Much of Christian evangelism today contains a message that is more like bad news than good news. Is it really “good news” to hear that if you don’t choose the right religion you’ll burn in hell forever? When we ask that question I think it becomes clear that Jesus and the 70 must’ve been sharing some other kind of news with the people. Something worthy of the name Good News (which is the meaning of the word “gospel”).
Luke tells us Jesus told them to proclaim the Kingdom of God is at hand. This Kingdom message was at the core of Jesus’ life and ministry. It was this Kingdom message that the 70 were sharing. It was this Kingdom message that the disciples were so excited to tell everyone about. It was this Kingdom message that would change the world forever.
What was this Kingdom message? It wasn’t that you’re going to hell unless you believe what I say. It wasn’t about what happens after death at all. It was about God’s Kingdom being revealed on earth as it is in heaven. It was about a transformed world. A world aligned with God’s love, peace, and wholeness. And the church founded communities that sought to embody this way of being in the world now. Communities of unconditional love, radical inclusion, and amazing grace.
It wasn’t a negative or pessimistic message at all. It was a promising, hopeful, incredibly optimistic message about God’s work in the world and how Jesus was initiating a whole new way of being for all humanity. God making a new creation, as St. Paul says in Galatians, a world attuned to the divine.
This was the good news that the 70 shared. The message of the new creation. The message of the Kingdom. And it’s the good news that Christians are called to share today. Not that the world is going to hell in a handbasket or that we better worship God so he doesn’t send us to hell. It’s the news that God’s love is transforming this world and we get to participate in that new world now by being embodiments of God’s love! We get to build little Kingdom communities called the church. Where we seek to align our wills with God’s will, and become embodiment of God’s love and peace, a community that manifests God’s unconditional love, radical inclusion, and amazing grace. Add to that, that God has forgiven all our sin and is healing all that separates us from Him. And that nothing can separate us from the love of God and we are free to spend this life growing into the divine image we were created to be. And when we die we are promised eternal life with the God of love.
Considering all that, it makes perfect sense why this Kingdom message spread around the world like wildfire. If you really grasp the significance of Jesus’ Kingdom message—why wouldn’t you want to tell people about it? It’s incredibly good news! Unfortunately it’s a message the church had essentially lost up until the Reformation. And most Christians still don’t really get it today.
But one thing about this message of unconditional love, radical inclusion, and amazing grace, one thing that the early church knew was that it be met with rejection. Lots of it. The scripture lesson doesn’t mention any rejection on this particular day, but certainly in the future they will be rejected just like Jesus was. And the reading says Jesus prepared them for it. They weren’t rejected for preaching their own version of bullhorn theology though, it was their message of God’s unconditional love, radical inclusion, and amazing grace that was rejected, and often got them killed. As author Rachel Held Evans said, “The apostles remembered what many modern Christians tend to forget—that what makes the gospel offensive isn’t who it keeps out but who it lets in.” Let me repeat that: What makes the gospel offensive isn’t who it keeps out but who it lets in.

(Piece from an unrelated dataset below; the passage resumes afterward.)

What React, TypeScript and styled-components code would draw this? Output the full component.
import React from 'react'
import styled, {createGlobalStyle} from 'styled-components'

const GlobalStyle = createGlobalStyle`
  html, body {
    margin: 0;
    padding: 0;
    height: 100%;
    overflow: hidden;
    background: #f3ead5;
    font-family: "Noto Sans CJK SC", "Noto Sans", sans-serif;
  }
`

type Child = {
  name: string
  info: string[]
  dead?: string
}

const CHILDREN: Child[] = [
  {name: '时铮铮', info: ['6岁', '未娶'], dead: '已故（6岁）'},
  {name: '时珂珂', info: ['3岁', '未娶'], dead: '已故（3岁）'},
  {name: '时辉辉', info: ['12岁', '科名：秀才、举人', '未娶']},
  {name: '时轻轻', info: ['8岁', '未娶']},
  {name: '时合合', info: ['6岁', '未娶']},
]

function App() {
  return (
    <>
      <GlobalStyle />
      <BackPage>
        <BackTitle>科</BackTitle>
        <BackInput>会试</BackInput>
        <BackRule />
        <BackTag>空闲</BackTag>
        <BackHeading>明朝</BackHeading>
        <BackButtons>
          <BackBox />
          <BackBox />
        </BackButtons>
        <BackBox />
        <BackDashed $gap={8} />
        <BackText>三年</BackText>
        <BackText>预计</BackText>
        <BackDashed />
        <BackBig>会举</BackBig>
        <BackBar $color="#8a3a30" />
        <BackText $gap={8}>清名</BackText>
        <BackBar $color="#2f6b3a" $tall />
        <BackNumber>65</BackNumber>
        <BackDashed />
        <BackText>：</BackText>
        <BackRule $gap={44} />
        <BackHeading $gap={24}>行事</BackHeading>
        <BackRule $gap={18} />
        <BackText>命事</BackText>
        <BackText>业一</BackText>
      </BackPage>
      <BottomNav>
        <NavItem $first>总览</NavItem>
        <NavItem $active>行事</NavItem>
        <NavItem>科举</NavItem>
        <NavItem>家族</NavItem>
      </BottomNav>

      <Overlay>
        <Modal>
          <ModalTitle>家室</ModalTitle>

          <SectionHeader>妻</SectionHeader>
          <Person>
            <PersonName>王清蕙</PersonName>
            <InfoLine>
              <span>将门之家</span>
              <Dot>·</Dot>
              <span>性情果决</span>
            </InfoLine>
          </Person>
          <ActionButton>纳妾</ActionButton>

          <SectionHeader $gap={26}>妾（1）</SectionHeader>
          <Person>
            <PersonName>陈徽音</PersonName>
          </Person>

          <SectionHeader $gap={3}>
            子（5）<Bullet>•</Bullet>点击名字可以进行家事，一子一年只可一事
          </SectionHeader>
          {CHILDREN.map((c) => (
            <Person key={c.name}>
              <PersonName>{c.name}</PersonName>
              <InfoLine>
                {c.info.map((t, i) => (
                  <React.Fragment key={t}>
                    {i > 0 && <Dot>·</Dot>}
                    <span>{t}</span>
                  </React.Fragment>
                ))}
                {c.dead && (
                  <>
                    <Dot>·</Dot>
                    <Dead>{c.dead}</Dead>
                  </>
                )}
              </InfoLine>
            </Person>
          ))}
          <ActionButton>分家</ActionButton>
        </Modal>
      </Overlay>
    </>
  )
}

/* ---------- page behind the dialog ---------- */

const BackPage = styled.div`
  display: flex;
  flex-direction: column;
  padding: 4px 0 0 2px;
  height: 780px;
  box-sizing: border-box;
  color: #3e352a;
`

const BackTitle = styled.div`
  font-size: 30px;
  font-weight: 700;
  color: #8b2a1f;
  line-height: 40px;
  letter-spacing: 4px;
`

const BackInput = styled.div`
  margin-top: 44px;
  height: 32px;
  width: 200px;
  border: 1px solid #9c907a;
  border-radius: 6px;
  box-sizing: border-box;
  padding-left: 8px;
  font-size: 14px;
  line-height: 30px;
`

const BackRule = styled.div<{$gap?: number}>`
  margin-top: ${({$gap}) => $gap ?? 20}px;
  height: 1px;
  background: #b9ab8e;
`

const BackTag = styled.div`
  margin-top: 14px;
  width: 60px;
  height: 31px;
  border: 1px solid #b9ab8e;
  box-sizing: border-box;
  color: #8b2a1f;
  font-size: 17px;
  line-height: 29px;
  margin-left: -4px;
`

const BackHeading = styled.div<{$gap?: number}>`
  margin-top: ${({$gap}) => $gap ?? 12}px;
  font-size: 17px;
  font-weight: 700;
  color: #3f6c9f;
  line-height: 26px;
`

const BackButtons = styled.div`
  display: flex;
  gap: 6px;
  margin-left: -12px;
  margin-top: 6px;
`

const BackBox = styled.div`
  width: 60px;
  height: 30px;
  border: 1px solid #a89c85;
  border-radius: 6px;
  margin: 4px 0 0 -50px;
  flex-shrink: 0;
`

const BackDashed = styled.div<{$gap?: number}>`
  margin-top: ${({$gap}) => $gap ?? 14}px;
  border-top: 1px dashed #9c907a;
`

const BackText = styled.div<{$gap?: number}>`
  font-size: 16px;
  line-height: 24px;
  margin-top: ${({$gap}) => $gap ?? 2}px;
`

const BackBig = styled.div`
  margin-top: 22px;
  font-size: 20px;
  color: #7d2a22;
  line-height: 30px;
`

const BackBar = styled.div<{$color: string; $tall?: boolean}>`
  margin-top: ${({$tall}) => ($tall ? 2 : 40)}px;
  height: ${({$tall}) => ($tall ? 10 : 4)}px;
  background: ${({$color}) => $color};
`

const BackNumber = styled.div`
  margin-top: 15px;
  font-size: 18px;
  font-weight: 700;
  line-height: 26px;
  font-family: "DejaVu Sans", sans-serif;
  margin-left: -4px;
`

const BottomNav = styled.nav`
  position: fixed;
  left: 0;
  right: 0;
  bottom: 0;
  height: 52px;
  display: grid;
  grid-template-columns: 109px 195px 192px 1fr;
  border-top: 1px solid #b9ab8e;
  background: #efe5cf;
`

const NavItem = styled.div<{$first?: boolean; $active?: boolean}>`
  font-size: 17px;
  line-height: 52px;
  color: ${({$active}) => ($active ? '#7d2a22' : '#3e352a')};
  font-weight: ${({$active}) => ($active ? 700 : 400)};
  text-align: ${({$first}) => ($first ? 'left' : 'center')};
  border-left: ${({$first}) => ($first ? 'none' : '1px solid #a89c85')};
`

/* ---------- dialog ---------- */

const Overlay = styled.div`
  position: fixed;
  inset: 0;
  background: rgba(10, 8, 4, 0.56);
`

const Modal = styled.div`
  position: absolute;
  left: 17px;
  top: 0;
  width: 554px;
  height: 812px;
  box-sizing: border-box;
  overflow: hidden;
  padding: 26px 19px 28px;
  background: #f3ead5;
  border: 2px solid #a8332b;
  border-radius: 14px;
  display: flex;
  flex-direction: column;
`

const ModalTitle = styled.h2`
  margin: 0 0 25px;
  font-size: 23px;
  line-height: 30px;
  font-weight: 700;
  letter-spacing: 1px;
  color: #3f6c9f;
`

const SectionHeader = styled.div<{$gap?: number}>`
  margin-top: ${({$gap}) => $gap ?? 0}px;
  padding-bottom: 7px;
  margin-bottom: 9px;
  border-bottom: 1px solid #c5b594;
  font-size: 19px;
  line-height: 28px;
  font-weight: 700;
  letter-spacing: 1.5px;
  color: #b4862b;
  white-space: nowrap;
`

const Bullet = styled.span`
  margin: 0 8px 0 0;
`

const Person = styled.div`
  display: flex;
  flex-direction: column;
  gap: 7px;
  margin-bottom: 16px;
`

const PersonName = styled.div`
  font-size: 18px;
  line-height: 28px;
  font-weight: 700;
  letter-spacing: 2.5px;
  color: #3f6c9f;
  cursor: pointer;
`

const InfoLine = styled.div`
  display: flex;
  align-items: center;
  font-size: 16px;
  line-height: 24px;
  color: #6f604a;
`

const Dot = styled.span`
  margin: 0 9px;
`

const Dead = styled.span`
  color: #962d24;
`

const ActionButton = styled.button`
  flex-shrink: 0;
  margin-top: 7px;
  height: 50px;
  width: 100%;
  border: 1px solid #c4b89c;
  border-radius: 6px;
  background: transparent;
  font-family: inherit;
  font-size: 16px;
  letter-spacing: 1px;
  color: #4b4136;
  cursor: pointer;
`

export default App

The Kingdom message was rejected by those who benefited from the status quo of their society. The religious establishment and political elites. Of course there were some notable exceptions, but by and large the Kingdom message was embraced by the poor, the oppressed, the sinner, the outcast. Jesus’ message of the Kingdom, of a transformed world, was offensive to those who were on the “inside” because it included everybody. And living out this Kingdom message, attuning one’s life with God, not only led to rejection but often great suffering. It’s what led Jesus to the cross. The true meaning of the Kingdom message was not desirable to those who benefited from the world as it was. And the same can be said today. Maybe that’s why the Kingdom message has been replaced with the more simplistic “join us or go to hell” worldview of bullhorn Christianity.

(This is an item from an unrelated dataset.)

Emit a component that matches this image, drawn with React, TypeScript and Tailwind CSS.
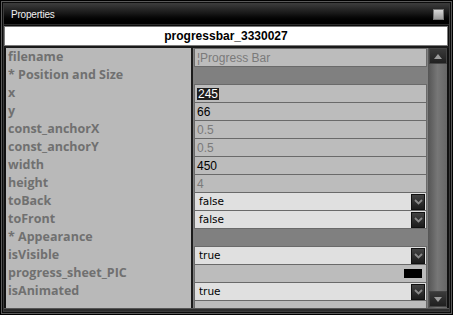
import React from "react";

type Row =
  | { label: string; kind: "text"; value: string; tone: "gray" | "black" | "sel" }
  | { label: string; kind: "section" }
  | { label: string; kind: "select"; value: string }
  | { label: string; kind: "swatch" };

const rows: Row[] = [
  { label: "filename", kind: "text", value: "¦Progress Bar", tone: "gray" },
  { label: "* Position and Size", kind: "section" },
  { label: "x", kind: "text", value: "245", tone: "sel" },
  { label: "y", kind: "text", value: "66", tone: "black" },
  { label: "const_anchorX", kind: "text", value: "0.5", tone: "gray" },
  { label: "const_anchorY", kind: "text", value: "0.5", tone: "gray" },
  { label: "width", kind: "text", value: "450", tone: "black" },
  { label: "height", kind: "text", value: "4", tone: "gray" },
  { label: "toBack", kind: "select", value: "false" },
  { label: "toFront", kind: "select", value: "false" },
  { label: "* Appearance", kind: "section" },
  { label: "isVisible", kind: "select", value: "true" },
  { label: "progress_sheet_PIC", kind: "swatch" },
  { label: "isAnimated", kind: "select", value: "true" },
];

function Chevron() {
  return (
    <div className="w-[14px] h-[16px] bg-gradient-to-b from-[#444] to-[#1c1c1c] border border-[#111] flex items-center justify-center">
      <svg width="9" height="6" viewBox="0 0 9 6">
        <path d="M1 1 L4.5 4.5 L8 1" fill="none" stroke="#8a8a8a" strokeWidth="1.8" />
      </svg>
    </div>
  );
}

function ValueCell({ row }: { row: Row }) {
  if (row.kind === "section") {
    return <div className="h-[17px] mt-px" />;
  }
  if (row.kind === "select") {
    return (
      <div className="h-[19px] -mb-px border border-[#6a6a6a] bg-[#e0e0e0] flex items-center justify-between pl-[4px] pr-px">
        <span className="text-black" style={{ fontFamily: '"DejaVu Sans", Verdana, sans-serif', fontSize: "10.5px" }}>
          {row.value}
        </span>
        <Chevron />
      </div>
    );
  }
  if (row.kind === "swatch") {
    return (
      <div className="h-[19px] -mb-px border border-[#6a6a6a] bg-[#bcbcbc] flex items-center justify-end pr-[4px]">
        <div className="w-[18px] h-[9px] bg-black" />
      </div>
    );
  }
  const color = row.tone === "gray" ? "text-[#7a7a7a]" : "text-black";
  return (
    <div className="h-[19px] -mb-px border border-[#6a6a6a] bg-[#bcbcbc] flex items-center pl-[2px]">
      {row.tone === "sel" ? (
        <span className="bg-[#1e1e1e] text-white px-px leading-[12px] text-[12px]">{row.value}</span>
      ) : (
        <span className={`${color} text-[12px] leading-[12px]`}>{row.value}</span>
      )}
    </div>
  );
}

export default function App() {
  return (
    <div className="w-[453px] h-[315px] bg-black p-px" style={{ fontFamily: '"Liberation Sans", Arial, sans-serif' }}>
      <div className="h-full border border-[#5a5a5a] bg-[#0c0c0c] p-px">
        <div className="h-full border border-[#3a3a3a] flex flex-col">
          {/* title bar */}
          <div className="h-[21px] shrink-0 bg-gradient-to-b from-[#3a3a3a] via-[#151515] to-black border-b border-[#2a2a2a] flex items-center justify-between pl-[7px] pr-[5px]">
            <span className="text-[10px] text-[#f0f0f0] tracking-[-0.2px]">Properties</span>
            <div className="w-[11px] h-[11px] border border-[#777] bg-gradient-to-b from-[#d8d8d8] to-[#9a9a9a]" />
          </div>
          {/* header */}
          <div className="h-[20px] shrink-0 mt-px mr-px border border-[#7a7a7a] bg-white flex items-center justify-center">
            <span className="text-[12px] font-bold text-black">progressbar_3330027</span>
          </div>
          {/* content */}
          <div className="flex-1 min-h-0 flex pt-[2px] bg-[#1a1a1a]">
            <div className="w-[2px] bg-[#111]" />
            <div className="w-[185px] bg-[#b9b9b9] flex flex-col pl-[2px]">
              {rows.map((r) => (
                <div
                  key={r.label}
                  className="h-[18px] flex items-center font-bold text-[#707070] leading-none whitespace-nowrap"
                  style={{ fontFamily: '"Open Sans", "Noto Sans", sans-serif', fontSize: "12.5px" }}
                >
                  {r.label}
                </div>
              ))}
            </div>
            <div className="w-[2px] bg-[#1c1c1c]" />
            <div className="w-[235px] bg-[#808080] px-px overflow-hidden">
              {rows.map((r) => (
                <ValueCell key={r.label} row={r} />
              ))}
              <div className="h-[19px] border border-[#6a6a6a] bg-[#bcbcbc]" />
            </div>
            <div className="w-[19px] bg-gradient-to-r from-[#555] via-[#777] to-[#666] flex flex-col justify-between pl-px pb-px">
              <div className="h-[16px] bg-gradient-to-b from-[#3a3a3a] to-[#202020] border border-[#444] flex items-center justify-center">
                <svg width="8" height="5" viewBox="0 0 8 5">
                  <path d="M0 5 L4 0 L8 5 Z" fill="#9a9a9a" />
                </svg>
              </div>
              <div className="h-[16px] bg-gradient-to-b from-[#3a3a3a] to-[#202020] border border-[#444] flex items-center justify-center">
                <svg width="8" height="5" viewBox="0 0 8 5">
                  <path d="M0 0 L4 5 L8 0 Z" fill="#9a9a9a" />
                </svg>
              </div>
            </div>
            <div className="w-[2px] bg-[#111]" />
          </div>
          <div className="h-[3px] shrink-0 bg-[#2c2c2c] border-t border-[#555]" />
        </div>
      </div>
    </div>
  );
}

I hope we can see that the message of Jesus and the early church was a positive, incredibly optimistic message, something that truly deserved the name “Good News!” The gospel is the message of the divine becoming incarnate among us in Christ so that this entire world might transform into a physical manifestation of the divine. A new creation. God’s Kingdom come. This teaching is all over the New Testament, and it’s foretold throughout the Old Testament. It’s so amazing, yet so many Christians miss it. Because when we have a fear based worldview we tend to find something to believe in that expresses our own inner landscape, rather than the incredibly optimistic one of Jesus and the early church. That’s why aligning our inner landscape with Christ’s is such a fundamental spiritual practice. It’ll both change us and help us understand better what Jesus taught.

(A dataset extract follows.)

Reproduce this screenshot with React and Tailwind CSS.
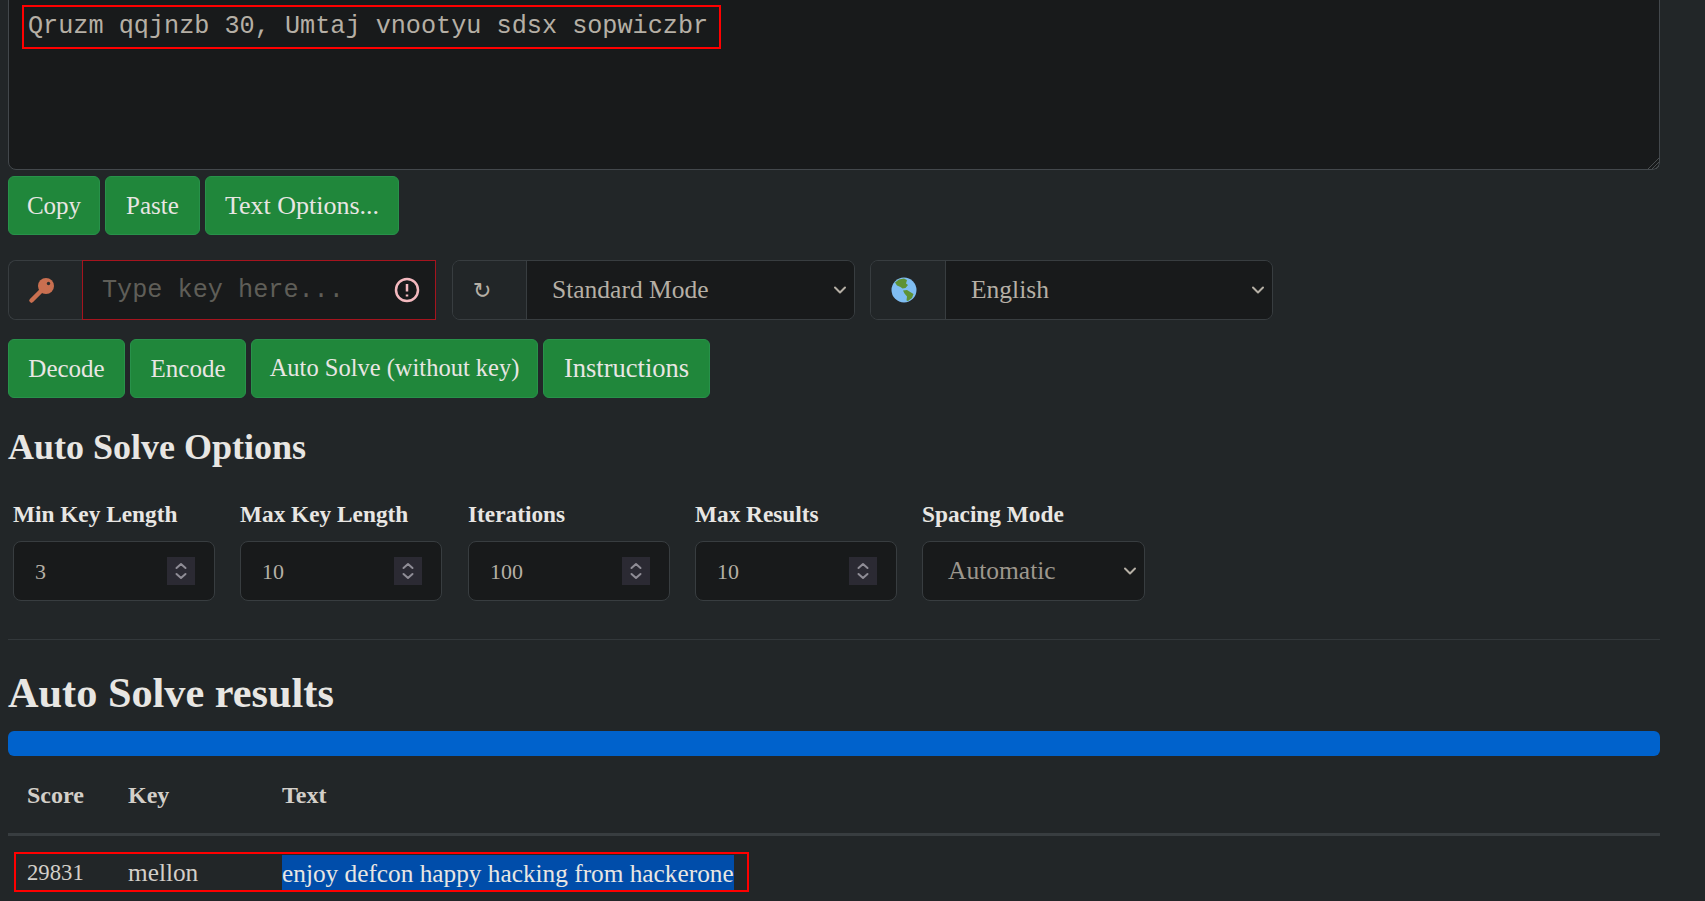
const serif = "font-['Liberation_Serif',serif]";

function Btn({ w, size = "text-[25px]", children }) {
  return (
    <div className={`h-[59px] flex items-center justify-center rounded-md border border-[#28924a] bg-[#20873b] text-[#e8e6e3] ${size} ${w}`}>
      {children}
    </div>
  );
}

function Chevron({ className = "" }) {
  return (
    <svg viewBox="0 0 16 16" className={`w-4 h-4 ${className}`} fill="none" stroke="#b5afa5" strokeWidth="2" strokeLinecap="round" strokeLinejoin="round">
      <path d="M3 5.500l5 5 5-5" />
    </svg>
  );
}

function Key() {
  return (
    <svg viewBox="0 0 32 32" className="w-8 h-8">
      <circle cx="20" cy="12" r="8" fill="#c96f50" />
      <path d="M15 17L5.500 26.500" stroke="#c96f50" strokeWidth="4.500" strokeLinecap="round" />
      <circle cx="22.500" cy="9.500" r="1.700" fill="#2a2c2d" />
    </svg>
  );
}

function Globe() {
  return (
    <svg viewBox="0 0 26 26" className="w-[26px] h-[26px]">
      <circle cx="13" cy="13" r="12.500" fill="#7fbdf2" />
      <path d="M4 5.500L8 2.500L13 1.500L16 3L15 6.500L17 8L14.500 11L11.500 11.500L9.500 10L6 8.500Z" fill="#5f9235" />
      <path d="M12 13.500L16 13L20 15.500L22.500 17L21 21L17 24L15.500 23.500L16 19.500L13.500 16.500Z" fill="#5f9235" />
    </svg>
  );
}

function Spinner() {
  return (
    <div className="w-[28px] h-[28px] bg-[#2b2a33] flex flex-col items-center justify-center">
      <svg viewBox="0 0 16 20" className="w-4 h-5" fill="none" stroke="#8f8d96" strokeWidth="2" strokeLinecap="round" strokeLinejoin="round">
        <path d="M3.500 7L8 3l4.500 4" />
        <path d="M3.500 13L8 17l4.500-4" />
      </svg>
    </div>
  );
}

function NumField({ label, value, ml }) {
  return (
    <div className={`w-[202px] ${ml}`}>
      <div className="h-[40px] flex items-start text-[23.300px] leading-[26px] font-bold text-[#e8e6e3]">{label}</div>
      <div className="h-[60px] rounded-lg border border-[#383d40] bg-[#181a1b] flex items-center justify-between pl-[21px] pr-[19px] text-[22px] text-[#b5afa5]">
        <span>{value}</span>
        <Spinner />
      </div>
    </div>
  );
}

function SelectGroup({ addon, text, ml, addonW }) {
  return (
    <div className={`h-[60px] w-[403px] flex rounded-lg border border-[#383d40] overflow-hidden ${ml}`}>
      <div className={`h-full flex items-center pl-[20px] border-r border-[#383d40] bg-[#222628] ${addonW}`}>{addon}</div>
      <div className="flex-1 h-full bg-[#181a1b] flex items-center justify-between pl-[25px] pr-[6px] text-[25.500px] text-[#b5afa5]">
        <span className="pt-[1px]">{text}</span>
        <Chevron />
      </div>
    </div>
  );
}

export default function App() {
  return (
    <div className={`${serif} bg-[#222628] h-[901px] overflow-hidden pl-2 w-[1705px]`}>
      <div className="relative -mt-2 w-[1652px] h-[178px] rounded-lg border border-[#43484c] bg-[#181a1b] pt-[12px] pl-[13px]">
        <div className="inline-block h-[44px] w-[699px] border-2 border-[#ff0000] pl-[4px] font-['Liberation_Mono',monospace] text-[25.200px] leading-[40px] text-[#b5afa5] whitespace-nowrap">
          Qruzm qqjnzb 30, Umtaj vnootyu sdsx sopwiczbr
        </div>
        <svg viewBox="0 0 11 11" className="absolute right-0 bottom-0 w-[11px] h-[11px]" stroke="#4a4e50" strokeWidth="1">
          <path d="M0 11L11 0M4 11L11 4M8 11L11 8" />
        </svg>
      </div>

      <div className="flex gap-[5px] mt-[6px]">
        <Btn w="w-[92px]">Copy</Btn>
        <Btn w="w-[95px]">Paste</Btn>
        <Btn w="w-[194px]" size="text-[26px]">Text Options...</Btn>
      </div>

      <div className="flex mt-[25px]">
        <div className="h-[60px] w-[428px] flex rounded-l-lg border-y border-l border-[#383d40]">
          <div className="w-[73px] flex items-center pl-[17px] bg-[#222628] rounded-l-lg"><Key /></div>
          <div className="flex-1 border border-[#a5141e] bg-[#181a1b] flex items-center justify-between pl-[19px] pr-[15px] font-['Liberation_Mono',monospace] text-[25.200px] text-[#5f5e58] -my-px">
            <span className="pt-[1px]">Type key here...</span>
            <svg viewBox="0 0 26 26" className="w-[26px] h-[26px]" fill="none" stroke="#f4b9bf" strokeWidth="2.500">
              <circle cx="13" cy="13" r="11" />
              <path d="M13 7v7.500M13 17.500v2" />
            </svg>
          </div>
        </div>
        <SelectGroup ml="ml-[16px]" addonW="w-[74px]" text="Standard Mode"
          addon={<span className="font-['DejaVu_Sans',sans-serif] text-[22px] text-[#b5afa5]">↻</span>} />
        <SelectGroup ml="ml-[15px]" addonW="w-[75px]" text="English" addon={<Globe />} />
      </div>

      <div className="flex gap-[5px] mt-[19px]">
        <Btn w="w-[117px]">Decode</Btn>
        <Btn w="w-[116px]">Encode</Btn>
        <Btn w="w-[287px]" size="text-[24.500px]">Auto Solve (without key)</Btn>
        <Btn w="w-[167px]" size="text-[26.500px]">Instructions</Btn>
      </div>

      <h3 className="mt-[29px] h-[40px] text-[36px] leading-[40px] font-bold text-[#e8e6e3]">Auto Solve Options</h3>

      <div className="flex ml-[5px] mt-[34px]">
        <NumField label="Min Key Length" value="3" />
        <NumField label="Max Key Length" value="10" ml="ml-[25px]" />
        <NumField label="Iterations" value="100" ml="ml-[26px]" />
        <NumField label="Max Results" value="10" ml="ml-[25px]" />
        <div className="w-[223px] ml-[25px]">
          <div className="h-[40px] text-[23.300px] leading-[26px] font-bold text-[#e8e6e3]">Spacing Mode</div>
          <div className="h-[60px] rounded-lg border border-[#383d40] bg-[#181a1b] flex items-center justify-between pl-[25px] pr-[6px] text-[25.500px] text-[#9d978d]">
            <span>Automatic</span>
            <Chevron />
          </div>
        </div>
      </div>

      <div className="w-[1652px] h-px bg-[#33383b] mt-[38px]"></div>

      <h2 className="mt-[28px] h-[50px] text-[42.300px] leading-[50px] font-bold text-[#e8e6e3]">Auto Solve results</h2>

      <div className="w-[1652px] h-[25px] rounded-md bg-[#0062cc] mt-[13px]"></div>

      <div className="w-[1652px] h-[80px] flex items-center pl-[19px] text-[24px] font-bold text-[#d3cfc9] border-b-[3px] border-[#383d40]">
        <div className="w-[101px]">Score</div>
        <div className="w-[154px]">Key</div>
        <div>Text</div>
      </div>

      <div className="ml-[6px] mt-[16px] w-[735px] h-[40px] border-2 border-[#ff0000] flex items-center pl-[11px] text-[25.300px] text-[#d3cfc9]">
        <div className="w-[101px] text-[22.700px] pt-[2px]">29831</div>
        <div className="w-[154px] pt-[2px]">mellon</div>
        <div className="h-[35px] leading-[36px] bg-[#004daa] text-[#e8e6e3] whitespace-nowrap">enjoy defcon happy hacking from hackerone</div>
      </div>
    </div>
  );
}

It takes faith to believe in such good news. Faith to believe a Kingdom message of hope and optimism, of unconditional love, radical inclusion, and amazing grace. But as disciples of Jesus, we are given faith by the Holy Spirit to believe this; and we are called to share this incredibly good news and to take part in transforming the world. To help people understand the meaning of Jesus’ message. The good news Jesus taught and Martin Luther rediscovered. The good news that’s still so uncommon and countercultural today. We get to be laborers in God’s vineyard. Creatures who attune ourselves to the Creator and act as God’s hands and feet in the world. Children who embody our Father’s forgiveness, peace, and harmony in the world. And together, as the church, to be a community modeling God’s unconditional love, radical inclusion, and amazing grace. To be a community that lives into truly good news. The Kingdom message. The message of Jesus. The message of these 70. The message we are all called to share.
In the name of the Father, and of the Son, and of the Holy Spirit. Amen.